The last few Easter Sundays, I have posted the recipe and instruction for Resurrection cookies, an activity that you can do with your children to help explain the Easter story. You can find all the information HERE on my blog. This activity is great for younger and older kids, but it may seem a little overwhelming in the midst of all your other Easter preparations. Another recipe that is a lot simpler, especially when you are trying to keep young children engaged, is for Resurrection Rolls. We made the rolls this morning and they tasted so good!!
I love that even my teenager will participate with a smile in all of our holiday rituals. This morning, as the kids hunted for their baskets for quite a while (Dad is a good "hider") and we made our Resurrection rolls, I had a sense that all the preparation and time expended on these activities is more than worthwhile. I think they will remember our family traditions, the significance behind them, and I hope it will grow their faith. Simple word pictures are sometimes the best way to remember significant truths. I still find this to be true in my own life.
Maybe one day they will remember when they have families of their own. Can you tell I am feeling a little nostalgic today?

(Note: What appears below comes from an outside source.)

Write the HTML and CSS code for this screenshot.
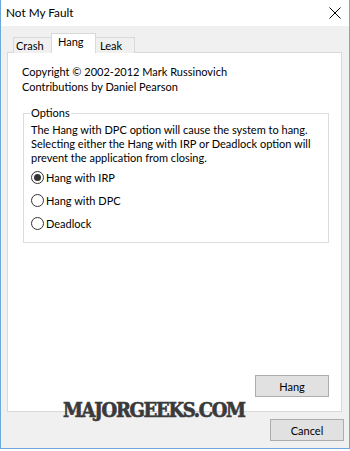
FILE: index.html
```html
<!DOCTYPE html>
<html>
<head>
<meta charset="utf-8">
<link rel="stylesheet" href="styles.css">
</head>
<body>
<div class="window">
  <div class="titlebar">
    <span class="title">Not My Fault</span>
    <svg class="close" width="12" height="12" viewBox="0 0 12 12"><path d="M0.5 0.5 L11.5 11.5 M11.5 0.5 L0.5 11.5" stroke="#000" stroke-width="1" fill="none"/></svg>
  </div>
  <div class="client">
    <div class="tabs">
      <div class="tab tab-crash">Crash</div>
      <div class="tab tab-hang active">Hang</div>
      <div class="tab tab-leak">Leak</div>
    </div>
    <div class="panel">
      <div class="copy">Copyright © 2002-2012 Mark Russinovich</div>
      <div class="copy">Contributions by Daniel Pearson</div>
      <fieldset class="group">
        <legend>Options</legend>
        <p class="desc">The Hang with DPC option will cause the system to hang.<br>Selecting either the Hang with IRP or Deadlock option will<br>prevent the application from closing.</p>
        <div class="radio"><span class="circle checked"></span><span>Hang with IRP</span></div>
        <div class="radio"><span class="circle"></span><span>Hang with DPC</span></div>
        <div class="radio"><span class="circle"></span><span>Deadlock</span></div>
      </fieldset>
      <div class="btnrow"><div class="btn">Hang</div></div>
    </div>
    <div class="btnrow bottom"><div class="btn">Cancel</div></div>
    <div class="watermark">MAJORGEEKS.COM</div>
  </div>
</div>
</body>
</html>
```
FILE: styles.css
```css
html, body {
  margin: 0;
  padding: 0;
  background: #ffffff;
}
body {
  font-family: Lato, "Noto Sans", sans-serif;
  font-size: 11px;
  color: #000;
}
.window {
  width: 350px;
  height: 449px;
  box-sizing: border-box;
  border: 1px solid #6fa6dc;
  border-top: none;
  display: flex;
  flex-direction: column;
}
.titlebar {
  height: 26px;
  background: #fff;
  display: flex;
  align-items: center;
  justify-content: space-between;
  padding: 0 8px 0 5px;
  flex: none;
}
.title {
  font-size: 11.8px;
  position: relative;
  top: -1px;
}
.close {
  display: block;
}
.client {
  flex: 1;
  background: #f0f0f0;
  padding: 8px 7px 0 6px;
  display: flex;
  flex-direction: column;
  position: relative;
}
.tabs {
  height: 19px;
  display: flex;
  align-items: flex-end;
  padding-left: 6px;
  position: relative;
  z-index: 1;
  margin-bottom: -1px;
}
.tab {
  box-sizing: border-box;
  height: 16px;
  border: 1px solid #d9d9d9;
  border-bottom: none;
  background: #f0f0f0;
  line-height: 15px;
}
.tab-crash { width: 38px; padding-left: 2px; border-right: none; }
.tab-hang { width: 45px; padding-left: 6px; }
.tab-leak { width: 39px; padding-left: 4px; border-left: none; }
.tab.active {
  height: 20px;
  background: #fff;
  line-height: 16px;
}
.panel {
  height: 360px;
  box-sizing: border-box;
  background: #fff;
  border: 1px solid #d9d9d9;
  padding: 11px 12px 0 14px;
  display: flex;
  flex-direction: column;
}
.copy {
  line-height: 15px;
}
.group {
  margin: 12px 0 0 1px;
  border: 1px solid #dcdcdc;
  padding: 3px 6px 7px 7px;
  min-width: 0;
}
.group legend {
  padding: 0 1px;
  margin-left: -1px;
  line-height: 14px;
}
.desc {
  margin: 0 0 1px 0;
  line-height: 14px;
  white-space: nowrap;
}
.radio {
  height: 23px;
  display: flex;
  align-items: center;
  gap: 2px;
}
.circle {
  width: 13px;
  height: 13px;
  box-sizing: border-box;
  border: 1px solid #333;
  border-radius: 50%;
  display: flex;
  align-items: center;
  justify-content: center;
  flex: none;
}
.circle.checked::after {
  content: "";
  width: 7px;
  height: 7px;
  border-radius: 50%;
  background: #333;
}
.btnrow {
  display: flex;
  justify-content: flex-end;
  margin-top: auto;
  margin-bottom: 14px;
  margin-right: 0;
}
.btn {
  width: 74px;
  height: 22px;
  box-sizing: border-box;
  background: #e1e1e1;
  border: 1px solid #adadad;
  display: flex;
  align-items: center;
  justify-content: center;
}
.btnrow.bottom {
  margin: 7px -2px 0 0;
}
.watermark {
  position: absolute;
  left: 62px;
  top: 372px;
  font-family: "DejaVu Serif Condensed", "DejaVu Serif", serif;
  font-weight: bold;
  font-size: 20px;
  color: #3a3a3a;
  letter-spacing: -1.3px;
  z-index: 2;
  -webkit-text-stroke: 0.6px #3a3a3a;
}
```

So, here goes...
1 can of refrigerated biscuits
1 package of large marshmallows, (must be fresh; stale ones won't work)
1 stick butter
1 cup sugar
1 tablespoon cinnamon
Melt butter in a microwavable bowl. In a separate bowl, combine the sugar and cinnamon.

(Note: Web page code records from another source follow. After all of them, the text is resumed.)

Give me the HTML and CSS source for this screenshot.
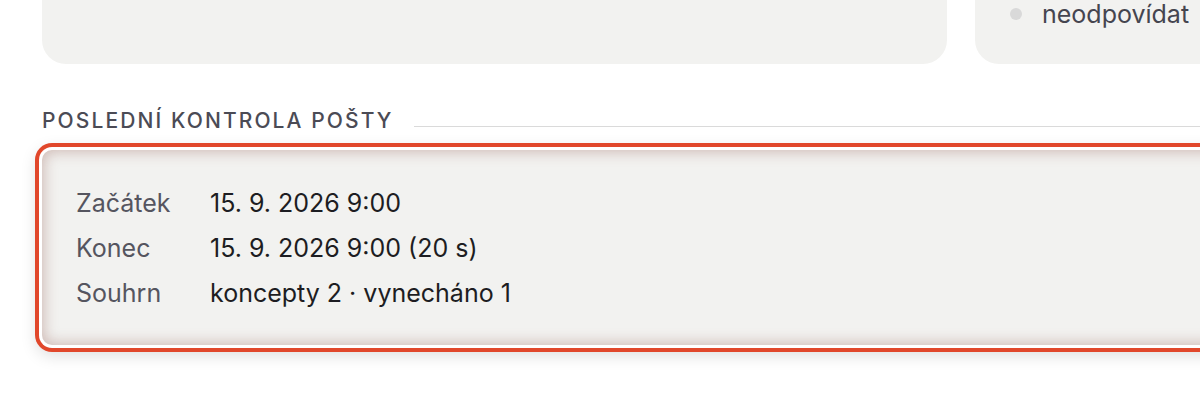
FILE: index.html
```html
<!DOCTYPE html>
<html lang="cs">
<head>
<meta charset="utf-8">
<title>Poslední kontrola pošty</title>
<link rel="stylesheet" href="styles.css">
</head>
<body>
<div class="page">
  <div class="top-row">
    <div class="panel panel-main"></div>
    <div class="panel panel-side">
      <ul class="legend">
        <li class="legend-item"><span class="dot"></span><span>neodpovídat</span></li>
      </ul>
    </div>
  </div>

  <div class="section-head">
    <h2 class="section-title">Poslední kontrola pošty</h2>
    <div class="section-rule"></div>
  </div>

  <div class="check-card">
    <dl class="check-list">
      <dt>Začátek</dt><dd>15. 9. 2026 9:00</dd>
      <dt>Konec</dt><dd>15. 9. 2026 9:00 (20 s)</dd>
      <dt>Souhrn</dt><dd>koncepty 2 · vynecháno 1</dd>
    </dl>
  </div>
</div>
</body>
</html>
```

FILE: styles.css
```css
* { box-sizing: border-box; }

html {
  overflow: hidden;
  background: #ffffff;
}

body {
  margin: 0;
  padding: 0;
  min-height: 400px;
  font-family: Inter, "Noto Sans", "Liberation Sans", sans-serif;
  color: #1d1d22;
}

.page {
  width: 1400px;
  padding-left: 42px;
}

.top-row {
  display: flex;
  gap: 28px;
  margin-top: -100px;
}

.panel {
  background: #f2f2f0;
  border-radius: 24px;
  height: 164px;
}

.panel-main { width: 905px; }

.panel-side {
  width: 400px;
  display: flex;
  flex-direction: column;
  justify-content: flex-end;
  padding: 0 0 36px 35px;
}

.legend {
  list-style: none;
  margin: 0;
  padding: 0;
}

.legend-item {
  display: flex;
  align-items: center;
  gap: 20px;
  font-size: 25px;
  line-height: 28px;
  color: #45454f;
}

.dot {
  width: 12px;
  height: 12px;
  border-radius: 50%;
  background: #d9d9d9;
}

.section-head {
  display: flex;
  align-items: flex-end;
  gap: 20px;
  margin-top: 45px;
}

.section-title {
  margin: 0;
  font-size: 21px;
  line-height: 24px;
  font-weight: 500;
  letter-spacing: 2.1px;
  text-transform: uppercase;
  color: #4b4b55;
  white-space: nowrap;
}

.section-rule {
  flex: 1;
  height: 1px;
  background: #dadada;
  margin-bottom: 6px;
}

.check-card {
  margin-top: 17px;
  width: 1300px;
  height: 195px;
  background: #f2f2f0;
  border-radius: 10px;
  padding: 37px 34px 34px;
  box-shadow:
    inset 0 0 14px 2px rgba(150, 95, 85, 0.38),
    0 0 0 3px #ffffff,
    0 0 0 7px #e1472b,
    0 5px 16px 6px rgba(0, 0, 0, 0.13);
}

.check-list {
  margin: 0;
  display: grid;
  grid-template-columns: 134px 1fr;
  row-gap: 13px;
  font-size: 25px;
  line-height: 32px;
}

.check-list dt {
  color: #55555f;
}

.check-list dd {
  margin: 0;
  color: #1d1d22;
}
```
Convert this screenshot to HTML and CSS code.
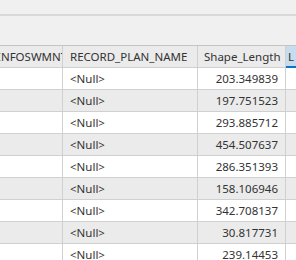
FILE: index.html
```html
<!DOCTYPE html>
<html>
<head>
<meta charset="utf-8">
<link rel="stylesheet" href="styles.css">
</head>
<body>
<div class="topbar"></div>
<div class="toolbar"></div>
<div class="grid">
  <div class="hcell c1 clip"><span class="shift">INFOSWMNT_ID</span></div>
  <div class="hcell c2">RECORD_PLAN_NAME</div>
  <div class="hcell c3">Shape_Length</div>
  <div class="hcell c4 sel">L</div>

  <div class="cell c1"></div><div class="cell c2">&lt;Null&gt;</div><div class="cell c3 num">203.349839</div><div class="cell c4"></div>
  <div class="cell c1 alt"></div><div class="cell c2 alt">&lt;Null&gt;</div><div class="cell c3 num alt">197.751523</div><div class="cell c4 alt"></div>
  <div class="cell c1"></div><div class="cell c2">&lt;Null&gt;</div><div class="cell c3 num">293.885712</div><div class="cell c4"></div>
  <div class="cell c1 alt"></div><div class="cell c2 alt">&lt;Null&gt;</div><div class="cell c3 num alt">454.507637</div><div class="cell c4 alt"></div>
  <div class="cell c1"></div><div class="cell c2">&lt;Null&gt;</div><div class="cell c3 num">286.351393</div><div class="cell c4"></div>
  <div class="cell c1 alt"></div><div class="cell c2 alt">&lt;Null&gt;</div><div class="cell c3 num alt">158.106946</div><div class="cell c4 alt"></div>
  <div class="cell c1"></div><div class="cell c2">&lt;Null&gt;</div><div class="cell c3 num">342.708137</div><div class="cell c4"></div>
  <div class="cell c1 alt"></div><div class="cell c2 alt">&lt;Null&gt;</div><div class="cell c3 num alt">30.817731</div><div class="cell c4 alt"></div>
  <div class="cell c1"></div><div class="cell c2">&lt;Null&gt;</div><div class="cell c3 num">239.14453</div><div class="cell c4"></div>
</div>
</body>
</html>
```
FILE: styles.css
```css
html, body {
  margin: 0;
  padding: 0;
  width: 296px;
  height: 260px;
  overflow: hidden;
  background: #ffffff;
  font-family: "Noto Sans", "Open Sans", sans-serif;
  font-size: 11.5px;
  color: #333333;
}
.topbar {
  height: 14px;
  background: #f0f0f0;
  border-bottom: 2px solid #d8d8d8;
}
.toolbar {
  height: 29px;
  background: #f0f0f0;
  border-bottom: 1px solid #c4c4c4;
}
.grid {
  display: grid;
  grid-template-columns: 63px 135px 88px 1fr;
  grid-auto-rows: 22px;
}
.hcell, .cell {
  box-sizing: border-box;
  border-right: 1px solid #d0d0d0;
  border-bottom: 1px solid #d0d0d0;
  display: flex;
  align-items: center;
  white-space: nowrap;
  overflow: hidden;
}
.hcell {
  background: #ebebeb;
  padding-left: 7px;
}
.hcell.c3 { padding-left: 6px; }
.hcell.clip { padding-left: 0; }
.shift { margin-left: -3px; }
.hcell.sel {
  background: #c7dcef;
  border-bottom: 2px solid #0a74c8;
  border-right: none;
  padding-left: 2px;
}
.cell.c2 { padding-left: 7px; }
.cell.num {
  justify-content: flex-end;
  padding-right: 7px;
}
.cell.c4 { border-right: none; }
.alt { background: #ebebeb; }
```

Have the children each take a marshmallow. Jesus was pure and sinless which is represented by the white marshmallow.
Now have the children roll the marshmallow in the butter. After Jesus died on the cross, they anointed his body with oil.
Next, roll the marshmallow in the cinnamon sugar mixture. This represents the spices that were put on Jesus' body before they placed him in the tomb.
Take one biscuit and flatten it with your fingers. Wrap the biscuit around the marshmallow and seal it very carefully. Make sure it completely sealed. Jesus was placed in the tomb and they rolled a large stone in front of it to seal it.
Roll the ball of dough in the cinnamon sugar mixture and place it on the cookie sheet. Be sure and place them, seal side down, so the marshmallow doesn't expand and puff out the top.
Bake the biscuit tombs in a 350 degree oven for 10-15 minutes or until browned on the outside. Remind the children that Jesus was sealed up in the tomb for three days.
"Taste and see that the Lord is good!"
Finally, remove the biscuits from the oven. Let cool slightly and encourage them to break open the tomb. Where is Jesus? He has risen! The rolls taste sweet. Easter is a sweet time because Christ died for us and then three days after the cross, he arose so that we also can have a new life in Him!